🤖 AI Summary
Existing preference optimization methods predominantly rely on sequence-level modeling, which fails to capture the token-by-token decision dynamics during generation, thereby limiting alignment efficacy and training stability. This work proposes Token-level Bregman Preference Optimization (TBPO), which, using only standard sequence-level pairwise preferences, constructs a prefix-conditional token-level Bradley-Terry preference model. By leveraging Bregman divergence for density ratio matching, TBPO derives a concise and theoretically optimal objective function. It is the first method to enable explicit token-level preference optimization without additional annotations, introducing two instantiations—TBPO-Q and TBPO-A—that enhance alignment quality and output diversity through lightweight state baselines and advantage normalization, respectively. Experiments demonstrate that TBPO significantly outperforms current sequence-level and token-level baselines across instruction following, helpfulness/harmlessness, and summarization tasks.
📝 Abstract
Direct Preference Optimization (DPO) is a widely used RL-free method for aligning language models from pairwise preferences, but it models preferences over full sequences even though generation is driven by per-token decisions.
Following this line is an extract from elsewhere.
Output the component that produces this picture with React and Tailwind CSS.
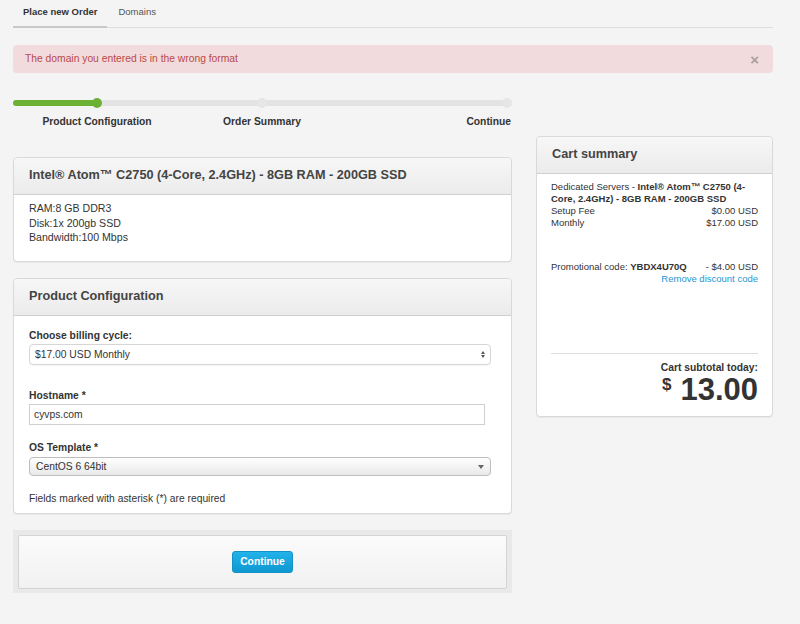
const font = { fontFamily: '"Liberation Sans", Arial, sans-serif' };

function Panel({ title, children, className = '' }) {
    return (
        <div className={`rounded-[4px] border border-[#d9d9d9] bg-white shadow-[0_1px_1px_rgba(0,0,0,0.05)] ${className}`}>
            <div className="flex h-[37px] items-center rounded-t-[4px] border-b border-[#cfcfcf] bg-gradient-to-b from-[#f7f7f7] to-[#ebebeb] px-[15px]">
                <h3 className="text-[12.7px] font-bold text-[#444]">{title}</h3>
            </div>
            {children}
        </div>
    );
}

function Progress() {
    return (
        <div className="pt-[8px]">
            <div className="relative h-[10px]">
                <div className="absolute left-0 right-[4px] top-[2px] h-[6px] rounded-full bg-[#e3e3e3]" />
                <div className="absolute left-0 top-[2px] h-[6px] w-[84px] rounded-full bg-[#6bb234]" />
                <div className="absolute left-[79px] top-0 h-[10px] w-[10px] rounded-full bg-[#6bb234]" />
                <div className="absolute left-[244px] top-0 h-[10px] w-[10px] rounded-full bg-[#e6e6e6]" />
                <div className="absolute right-0 top-0 h-[10px] w-[10px] rounded-full bg-[#e6e6e6]" />
            </div>
            <div className="mt-[7px] flex text-[10.3px] font-bold leading-[14px] text-[#333]">
                <div className="w-[168px] text-center">Product Configuration</div>
                <div className="w-[162px] text-center">Order Summary</div>
                <div className="flex-1 pr-[1px] text-right">Continue</div>
            </div>
        </div>
    );
}

export default function App() {
    return (
        <div style={font} className="min-h-[624px] w-[800px] bg-[#f4f4f4] text-[#333]">
            <div className="w-[773px] pl-[13px]">
                <div className="flex h-[28px] items-end border-b border-[#dedede] text-[9.5px]">
                    <div className="-mb-px flex h-[28px] items-center border-b-2 border-[#c9c9c9] px-[10px] pb-[2px] font-bold text-[#333]">
                        Place new Order
                    </div>
                    <div className="flex h-[28px] items-center px-[11px] pb-[2px] text-[#555]">Domains</div>
                </div>

                <div className="mt-[17px] flex h-[28px] items-center justify-between rounded-[4px] bg-[#f2dbdc] px-[12px] text-[10.3px] text-[#b94a48]">
                    <span>The domain you entered is in the wrong format</span>
                    <span className="mr-[2px] text-[15px] font-bold leading-none text-[#a9a0a0]">×</span>
                </div>

                <div className="mt-[17px] flex gap-[24px]">
                    <div className="w-[499px]">
                        <Progress />

                        <Panel title="Intel® Atom™ C2750 (4-Core, 2.4GHz) - 8GB RAM - 200GB SSD" className="mt-[28px]">
                            <div className="h-[66px] px-[15px] pt-[6px] text-[10.6px] leading-[14.5px]">
                                <div>RAM:8 GB DDR3</div>
                                <div>Disk:1x 200gb SSD</div>
                                <div>Bandwidth:100 Mbps</div>
                            </div>
                        </Panel>

                        <Panel title="Product Configuration" className="mt-[16px]">
                            <div className="px-[15px] pb-[7px] pt-[13px] text-[10.3px] leading-[14px]">
                                <div className="font-bold">Choose billing cycle:</div>
                                <div className="mt-[1px] flex h-[21px] w-[462px] items-center justify-between rounded-[4px] border border-[#d6d6d6] bg-white pl-[5px] pr-[5px] shadow-[0_1px_1px_rgba(0,0,0,0.04)]">
                                    <span>$17.00 USD Monthly</span>
                                    <span className="flex flex-col items-center gap-[1px]">
                                        <span className="h-0 w-0 border-x-[2.5px] border-b-[3px] border-x-transparent border-b-[#555]" />
                                        <span className="h-0 w-0 border-x-[2.5px] border-t-[3px] border-x-transparent border-t-[#555]" />
                                    </span>
                                </div>

                                <div className="mt-[24px] font-bold">Hostname *</div>
                                <div className="mt-[1px] flex h-[21px] w-[456px] items-center border border-[#cfcfcf] bg-white pl-[4px]">
                                    cyvps.com
                                </div>

                                <div className="mt-[16px] font-bold">OS Template *</div>
                                <div className="mt-[2px] flex h-[19px] w-[462px] items-center justify-between rounded-[4px] border border-[#bdbdbd] bg-gradient-to-b from-[#ffffff] to-[#e9e9e9] pl-[6px] pr-[6px]">
                                    <span>CentOS 6 64bit</span>
                                    <span className="h-0 w-0 border-x-[3px] border-t-[4px] border-x-transparent border-t-[#666]" />
                                </div>

                                <div className="mt-[16px]">Fields marked with asterisk (*) are required</div>
                            </div>
                        </Panel>

                        <div className="mt-[16px] h-[63px] bg-[#e9e9e9] px-[5px] pt-[5px]">
                            <div className="flex h-[54px] items-center justify-center rounded-[2px] border border-[#d4d4d4] bg-gradient-to-b from-[#fbfbfb] to-[#f1f1f1]">
                                <button className="h-[22px] rounded-[3px] border border-[#1592c5] bg-gradient-to-b from-[#23b2ea] to-[#0d98d2] px-[7px] text-[10.3px] font-bold text-white">
                                    Continue
                                </button>
                            </div>
                        </div>
                    </div>

                    <div className="w-[237px] pt-[46px]">
                        <Panel title="Cart summary">
                            <div className="px-[14px] pb-[11px] pt-[7px] text-[9.5px] leading-[12px] text-[#333]">
                                <p>
                                    Dedicated Servers - <b>Intel® Atom™ C2750 (4-Core, 2.4GHz) - 8GB RAM - 200GB SSD</b>
                                </p>
                                <div className="flex justify-between">
                                    <span>Setup Fee</span>
                                    <span>$0.00 USD</span>
                                </div>
                                <div className="flex justify-between">
                                    <span>Monthly</span>
                                    <span>$17.00 USD</span>
                                </div>
                                <div className="mt-[32px] flex justify-between whitespace-nowrap">
                                    <span>
                                        Promotional code: <b>YBDX4U70Q</b>
                                    </span>
                                    <span>- $4.00 USD</span>
                                </div>
                                <div className="text-right text-[#1b97d5]">Remove discount code</div>

                                <div className="mt-[68px] border-t border-[#dcdcdc]" />
                                <div className="mt-[7px] text-right text-[10.3px] font-bold leading-[13px]">Cart subtotal today:</div>
                                <div className="flex items-start justify-end font-bold leading-none">
                                    <span className="mr-[9px] mt-[2px] text-[17px]">$</span>
                                    <span className="text-[31px]">13.00</span>
                                </div>
                            </div>
                        </Panel>
                    </div>
                </div>
            </div>
        </div>
    );
}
Existing token-level extensions typically decompose a sequence-level Bradley-Terry objective across timesteps, leaving per-prefix (state-wise) optimality implicit. We study how to recover token-level preference optimality using only standard sequence-level pairwise comparisons. We introduce Token-level Bregman Preference Optimization (TBPO), which posits a token-level Bradley-Terry preference model over next-token actions conditioned on the prefix, and derive a Bregman-divergence density-ratio matching objective that generalizes the logistic/DPO loss while preserving the optimal policy induced by the token-level model and maintaining DPO-like simplicity. We introduce two instantiations: TBPO-Q, which explicitly learns a lightweight state baseline, and TBPO-A, which removes the baseline through advantage normalization. Across instruction following, helpfulness/harmlessness, and summarization benchmarks, TBPO improves alignment quality and training stability and increases output diversity relative to strong sequence-level and token-level baselines.